Opinion
02-15-2017
Lynn W.L. Fahey, New York, N.Y. (Anders Nelson of counsel), for appellant. Richard A. Brown, District Attorney, Kew Gardens, N.Y. (John M. Castellano, Johnnette Traill, William H. Branigan, and Andrew J. Dykens of counsel), for respondent.
Lynn W.L. Fahey, New York, N.Y. (Anders Nelson of counsel), for appellant.
Richard A. Brown, District Attorney, Kew Gardens, N.Y. (John M. Castellano, Johnnette Traill, William H. Branigan, and Andrew J. Dykens of counsel), for respondent.
JOHN M. LEVENTHAL, J.P., SHERI S. ROMAN, SANDRA L. SGROI, and FRANCESCA E. CONNOLLY, JJ.
Appeal by the defendant from a judgment of the Supreme Court, Queens County (Leach, J.), rendered June 30, 2015, convicting him of grand larceny in the third degree, identity theft in the first degree, and unlawful possession of personal identification information in the third degree, upon a jury verdict, and imposing sentence.
ORDERED that the judgment is affirmed.
The defendant was convicted of grand larceny in the third degree, identity theft in the first degree, and unlawful possession of personal identification information in the third degree based upon his alleged unauthorized use of the complainant's credit card number to purchase merchandise at a retail store.

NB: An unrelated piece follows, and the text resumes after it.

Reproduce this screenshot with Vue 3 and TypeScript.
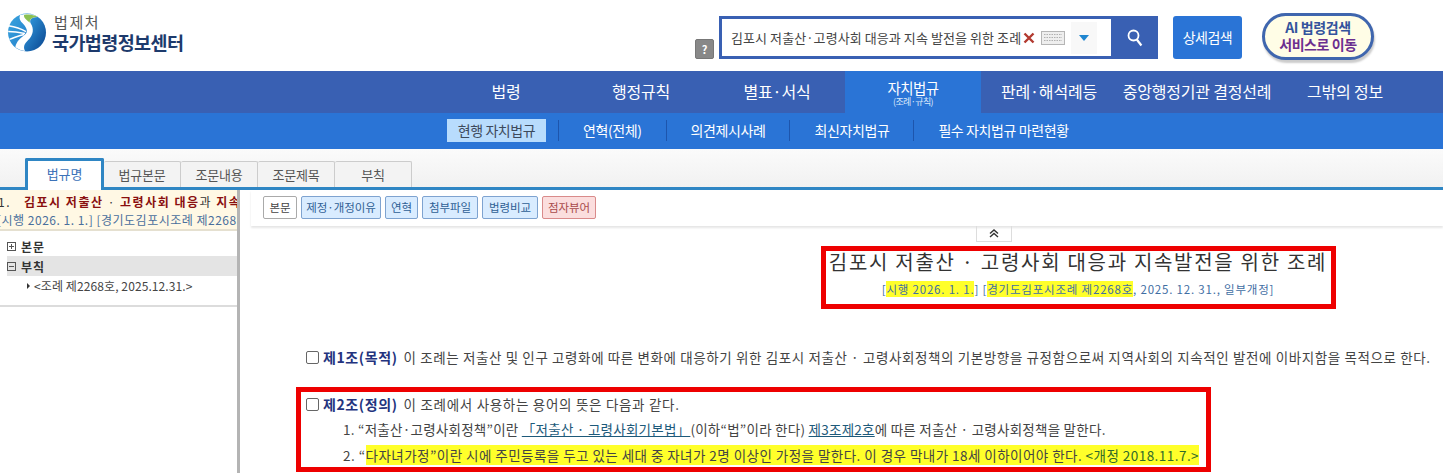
<script setup lang="ts">
const navItems = [
  { label: '법령', w: 120 },
  { label: '행정규칙', w: 150 },
  { label: '별표·서식', w: 129, shift: true },
  { label: '자치법규', w: 136, sub: '(조례·규칙)', active: true },
  { label: '판례·해석례등', w: 136 },
  { label: '중앙행정기관 결정선례', w: 160 },
  { label: '그밖의 정보', w: 136 },
]
const subItems = ['현행 자치법규', '연혁(전체)', '의견제시사례', '최신자치법규', '필수 자치법규 마련현황']
const tabs = ['법규명', '법규본문', '조문내용', '조문제목', '부칙']
const tools = [
  { label: '본문', kind: 't-plain', w: 34 },
  { label: '제정·개정이유', kind: 't-blue', w: 80 },
  { label: '연혁', kind: 't-blue', w: 33 },
  { label: '첨부파일', kind: 't-blue', w: 56 },
  { label: '법령비교', kind: 't-blue', w: 56 },
  { label: '점자뷰어', kind: 't-red', w: 54 },
]
</script>

<template>
  <div class="page">
    <header class="top">
      <div class="logo">
        <svg width="40" height="39" viewBox="0 0 40 40">
          <defs>
            <linearGradient id="lg" x1="0" y1="0" x2="1" y2=".6">
              <stop offset="0" stop-color="#3ba6e0" />
              <stop offset=".55" stop-color="#2a8ad0" />
              <stop offset="1" stop-color="#12569f" />
            </linearGradient>
          </defs>
          <circle cx="20" cy="20" r="19.5" fill="url(#lg)" />
          <path d="M13 2C20 0 27 1 31 4C24 4 22 7 24 11C27 16 27 22 21 28C17 32 16 35 18 39C14 38.5 11 37 8 35C9 29 14 25 18 22C22 19 19 14 15 10C12 7 12 4 13 2Z" fill="#fff" />
          <path d="M17 2C22 1 27 2 31 4C26 4 22 6 23 10C21 8 16 5 17 2Z" fill="#8cc152" />
          <path d="M1 13C8 14 14 16 19 19M.7 19C7 19 13 20 18 21M2 27C8 25 12 23 17 22" stroke="#fff" stroke-width="1.5" fill="none" />
        </svg>
        <div class="logo-text">
          <div class="logo-a">법제처</div>
          <div class="logo-b">국가법령정보센터</div>
        </div>
      </div>
      <div class="search-area">
        <span class="help">?</span>
        <div class="search">
          <div class="search-in">
            <span class="query">김포시 저출산·고령사회 대응과 지속 발전을 위한 조례</span>
            <svg class="x" width="12" height="12" viewBox="0 0 12 12"><path d="M1.5 1.5L10.5 10.5M10.5 1.5L1.5 10.5" stroke="#b23a30" stroke-width="2.4" /></svg>
            <svg class="kbd" width="24" height="14" viewBox="0 0 24 14">
              <rect x=".5" y=".5" width="23" height="13" fill="#eee" stroke="#b5b5b5" />
              <path d="M3 3.5H21M3 6.5H21M3 9.5H21" stroke="#b0b0b0" stroke-dasharray="1.5 1" />
            </svg>
            <span class="drop"><i></i></span>
          </div>
          <button class="search-btn" type="button" aria-label="검색">
            <svg width="16" height="18" viewBox="0 0 16 18" fill="none"><circle cx="6.5" cy="6.5" r="5" stroke="#fff" stroke-width="1.8" /><path d="M9.8 10.5L14.4 16.5" stroke="#fff" stroke-width="2.2" /></svg>
          </button>
        </div>
        <button class="detail" type="button">상세검색</button>
        <div class="ai">
          <div class="ai-a">AI 법령검색</div>
          <div class="ai-b">서비스로 이동</div>
        </div>
      </div>
    </header>

    <nav class="nav">
      <a v-for="n in navItems" :key="n.label" class="nav-item" :class="{ on: n.active, shift: n.shift }" :style="{ width: n.w + 'px' }">
        <span class="nav-l">{{ n.label }}</span>
        <small v-if="n.sub">{{ n.sub }}</small>
      </a>
    </nav>

    <div class="sub">
      <template v-for="(s, i) in subItems" :key="s">
        <span v-if="i" class="sub-sep"></span>
        <a class="sub-item" :class="{ on: i === 0 }">{{ s }}</a>
      </template>
    </div>

    <div class="tabs">
      <span v-for="(t, i) in tabs" :key="t" class="tab" :class="{ on: i === 0 }">{{ t }}</span>
    </div>

    <div class="main">
      <aside class="left">
        <div class="banner">
          <div class="b1">1.<span class="gap"></span><b>김포시 저출산</b> · <b>고령사회 대응</b>과 <b>지속</b></div>
          <div class="b2">[시행 2026. 1. 1.] [경기도김포시조례 제2268</div>
        </div>
        <div class="tree">
          <div class="node"><span class="pm plus"></span><b>본문</b></div>
          <div class="node open"><span class="pm"></span><b>부칙</b></div>
          <div class="leaf"><i></i>&lt;조례 제2268호, 2025.12.31.&gt;</div>
        </div>
      </aside>
      <div class="divider"></div>
      <section class="right">
        <div class="toolbar">
          <span v-for="t in tools" :key="t.label" class="tool" :class="t.kind" :style="{ width: t.w + 'px' }">{{ t.label }}</span>
        </div>
        <div class="collapse">
          <span class="grip"></span>
          <svg width="10" height="9" viewBox="0 0 10 9" fill="none"><path d="M1 4.5L5 1L9 4.5M1 8L5 4.5L9 8" stroke="#333" stroke-width="1.4" /></svg>
          <span class="grip"></span>
        </div>
        <div class="title-block">
          <h1>김포시 저출산 · 고령사회 대응과 지속발전을 위한 조례</h1>
          <p>[<mark>시행 2026. 1. 1.</mark>] [<mark>경기도김포시조례 제2268호</mark>, 2025. 12. 31., 일부개정]</p>
        </div>
        <div class="art first">
          <span class="cb"></span><b>제1조(목적)</b> 이 조례는 저출산 및 인구 고령화에 따른 변화에 대응하기 위한 김포시 저출산 · 고령사회정책의 기본방향을 규정함으로써 지역사회의 지속적인 발전에 이바지함을 목적으로 한다.
        </div>
        <div class="art second">
          <span class="cb"></span><b>제2조(정의)</b> 이 조례에서 사용하는 용어의 뜻은 다음과 같다.
        </div>
        <div class="item i1">1. “저출산·고령사회정책”이란 <a>「저출산 · 고령사회기본법」</a>(이하“법”이라 한다) <a>제3조제2호</a>에 따른 저출산 · 고령사회정책을 말한다.</div>
        <div class="item i2">2. “<mark>다자녀가정”이란 시에 주민등록을 두고 있는 세대 중 자녀가 2명 이상인 가정을 말한다. 이 경우 막내가 18세 이하이어야 한다. <em>&lt;개정 2018.11.7.&gt;</em></mark></div>
        <div class="frame r1"></div>
        <div class="frame r2"></div>
      </section>
    </div>
  </div>
</template>

<style>
html, body { margin: 0; background: #fff; overflow: hidden; }
</style>

<style scoped>
.page { width: 1443px; height: 473px; overflow: hidden; font-family: "Noto Sans CJK KR", "Noto Sans", sans-serif; color: #333; position: relative; }
.top { height: 71px; display: flex; justify-content: space-between; box-sizing: border-box; }
.logo { display: flex; padding: 13px 0 0 7px; gap: 5px; }
.logo-a { font-size: 15px; line-height: 18px; letter-spacing: 1.6px; color: #555; padding-left: 2px; margin-top: 0; }
.logo-b { font-size: 18.5px; line-height: 22px; font-weight: 700; letter-spacing: -.6px; color: #1d3a6c; margin-top: 0; }
.search-area { display: flex; align-items: flex-start; padding: 16px 0 0 0; width: 748px; box-sizing: border-box; flex: none; }
.help { width: 19px; height: 20px; margin-top: 23px; box-sizing: border-box; background: #888; border: 1px solid #777; border-radius: 2px; color: #fff; font-size: 11px; font-weight: 700; line-height: 18px; text-align: center; flex: none; }
.search { margin-left: 5px; width: 439px; height: 43px; background: #3960b3; display: flex; box-sizing: border-box; padding: 3px 0 3px 3px; flex: none; }
.search-in { width: 389px; background: #fff; display: flex; align-items: center; padding-left: 9px; box-sizing: border-box; flex: none; }
.query { font-size: 13px; letter-spacing: .08px; white-space: nowrap; width: 292px; color: #444; overflow: hidden; flex: none; }
.x { flex: none; }
.kbd { margin-left: 6px; flex: none; }
.drop { width: 26px; height: 32px; margin-left: 6px; background: #f8f8f8; display: flex; align-items: center; justify-content: center; flex: none; }
.drop i { width: 0; height: 0; border-left: 5px solid transparent; border-right: 5px solid transparent; border-top: 6px solid #1f86d0; }
.search-btn { flex: 1; border: 0; background: none; padding: 0; display: flex; align-items: center; justify-content: center; }
.detail { margin-left: 15px; width: 69px; height: 43px; border: 0; border-radius: 3px; background: #2a74d6; color: #fff; font: 400 14px/43px "Noto Sans CJK KR", sans-serif; letter-spacing: -.5px; padding: 0; flex: none; }
.ai { margin: -3px 0 0 20px; width: 112px; height: 47px; box-sizing: border-box; border: 3px solid #3f66ae; border-radius: 24px; background: #fffde6; text-align: center; box-shadow: 1px 3px 2px #ccc; font-weight: 700; font-size: 14px; line-height: 17px; padding-top: 3px; letter-spacing: -.4px; flex: none; white-space: nowrap; }
.ai-a { color: #33539d; }
.ai-b { color: #6c2f8f; }
.nav { height: 42px; background: #3960b3; display: flex; padding-left: 446px; box-sizing: border-box; }
.nav-item { display: flex; flex-direction: column; align-items: center; justify-content: center; color: #fff; flex: none; box-sizing: border-box; padding-bottom: 2px; }
.nav-item.shift { padding-right: 7px; }
.nav-l { font-size: 16px; line-height: 20px; letter-spacing: -.2px; white-space: nowrap; }
.nav-item.on { background: #2a74d6; padding: 1px 0 0; }
.nav-item.on .nav-l { font-size: 14.5px; line-height: 17px; letter-spacing: -.6px; }
.nav-item small { font-size: 9px; line-height: 11px; letter-spacing: -.6px; color: #dbe8fa; }
.sub { height: 36px; background: #2a74d6; display: flex; align-items: center; padding: 0 0 1px 447px; box-sizing: border-box; }
.sub-item { color: #fff; font-size: 14px; letter-spacing: -.4px; white-space: nowrap; line-height: 23px; }
.sub-item.on { background: #b8dcfd; color: #3d4a5c; width: 99px; text-align: center; }
.sub-sep { width: 1px; height: 21px; background: #1d55ad; margin: 0 24px; }
.sub-item.on + .sub-sep { margin-left: 12px; }
.tabs { height: 38px; background: linear-gradient(#fbfbfb, #f1f1f1); display: flex; align-items: flex-end; padding-left: 25px; border-bottom: 3px solid #2f86c4; box-sizing: content-box; }
.tab { width: 76px; height: 25px; background: #f3f3f3; border: 1px solid #ccc; border-bottom: 0; border-left: 0; border-radius: 2px 2px 0 0; text-align: center; font-size: 13px; line-height: 25px; letter-spacing: -.2px; color: #555; }
.tab.on { width: 73px; line-height: 26px; background: #fff; border: 3px solid #2f86c4; border-bottom: 0; color: #3c72b8; margin-bottom: -3px; position: relative; height: 26px; padding-bottom: 3px; }
.main { display: flex; height: 283px; }
.left { width: 237px; flex: none; overflow: hidden; }
.banner { height: 41px; box-sizing: border-box; background: #fff8e4; border-bottom: 2px solid #e5e0d0; padding-top: 2px; white-space: nowrap; font-size: 12px; line-height: 19px; overflow: hidden; }
.b1 { color: #333; letter-spacing: 1.5px; margin-left: -2px; }
.gap { display: inline-block; width: 13px; }
.b1 b { color: #8a0f0f; font-weight: 700; }
.b2 { color: #4a6f9c; letter-spacing: .5px; margin-left: -3px; margin-top: -1px; }
.tree { padding-top: 5px; border-bottom: 2px solid #dcdcdc; height: 69px; box-sizing: content-box; }
.node { height: 20px; margin-left: 7px; display: flex; align-items: center; font-size: 12px; letter-spacing: .9px; color: #333; }
.node b { font-weight: 700; }
.node.open { background: #e4e4e4; }
.pm { width: 7px; height: 7px; border: 1px solid #555; margin-right: 5px; position: relative; background: linear-gradient(#555, #555) center / 5px 1px no-repeat; }
.pm.plus::after { content: ""; position: absolute; left: 3px; top: 1px; width: 1px; height: 5px; background: #555; }
.leaf { padding-left: 27px; font-size: 12px; line-height: 20px; letter-spacing: .1px; color: #444; display: flex; align-items: center; white-space: nowrap; }
.leaf i { width: 0; height: 0; border-left: 3px solid #333; border-top: 3px solid transparent; border-bottom: 3px solid transparent; margin-right: 4px; }
.divider { width: 3px; background: #b4b4b4; flex: none; }
.right { flex: 1; min-width: 0; position: relative; font-size: 13.5px; }
.toolbar { height: 36px; box-sizing: border-box; padding: 6px 0 0 12px; display: flex; gap: 4px; background: #fff; box-shadow: 0 2px 2px #e6e6e6; margin-left: 11px; }
.tool { height: 23px; box-sizing: border-box; border: 1px solid #7ea3d0; background: #d9ecff; border-radius: 2px; color: #2f5f95; font-size: 11.5px; line-height: 21px; text-align: center; letter-spacing: -.05px; white-space: nowrap; flex: none; }
.t-plain { background: #fff; border-color: #aaa; color: #444; }
.t-red { background: #fbdede; border-color: #d98b8b; color: #a94b4b; }
.collapse { width: 36px; height: 16px; margin: 0 0 0 736px; border: 1px solid #ddd; border-top: 0; display: flex; align-items: center; justify-content: space-between; box-sizing: border-box; padding: 0 1px; }
.grip { width: 6px; height: 13px; background: radial-gradient(#aaa 40%, transparent 45%) 0 0 / 2px 2px; }
.title-block { width: 514px; margin-left: 581px; text-align: center; white-space: nowrap; }
.title-block h1 { margin: 8px 0 0; font-size: 20px; line-height: 24px; font-weight: 400; letter-spacing: 1.7px; color: #333; }
.title-block p { margin: 7px 0 0; font-size: 11.5px; line-height: 16px; letter-spacing: .8px; color: #3f6ea3; }
mark { background: #ffff2a; color: inherit; }
.art { white-space: nowrap; padding-left: 66px; display: flex; align-items: center; line-height: 20px; color: #444; letter-spacing: .7px; }
.art.first { letter-spacing: .61px; }
.art b { color: #23337e; font-size: 14px; margin-right: 6px; letter-spacing: .6px; }
.first { margin-top: 50px; }
.second { margin-top: 27px; }
.cb { width: 11px; height: 11px; border: 1px solid #666; border-radius: 2px; margin-right: 4px; flex: none; background: #fff; }
.item { white-space: nowrap; padding-left: 103px; line-height: 20px; margin-top: 5px; color: #444; }
.i1 { letter-spacing: .25px; }
.i2 { letter-spacing: .46px; margin-top: 6px; }
.item a { color: #1d5a7a; text-decoration: underline; }
.item em { font-style: normal; color: #2f6a2a; }
.frame { position: absolute; border: 5px solid #ee0000; box-sizing: border-box; pointer-events: none; }
.r1 { left: 581px; top: 56px; width: 515px; height: 63px; }
.r2 { left: 56px; top: 197px; width: 915px; height: 85px; }
</style>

The Supreme Court did not improperly admit testimony that the defendant had previously been observed at the store making "extremely large purchases," coupled with limiting instructions in which the jury was told, among other things, not to construe the testimony as evidence that the defendant was engaged in prior illegal activity. In light of this instruction, the probative value of this testimony, which tended to explain the actions of a store security employee toward the defendant and prevent the jury from speculating that the defendant was singled out arbitrarily by that employee, outweighed the prejudicial effect of the testimony (see People v. Morris, 21 N.Y.3d 588, 597–598, 976 N.Y.S.2d 682, 999 N.E.2d 160 ; People v. Sheehan, 105 A.D.3d 873, 875, 963 N.Y.S.2d 309 ).
The sentence imposed was not excessive (see People v. Suitte, 90 A.D.2d 80, 455 N.Y.S.2d 675 ).
The defendant's remaining contention is unpreserved for appellate review, and we decline to review it in the exercise of our interest of justice jurisdiction.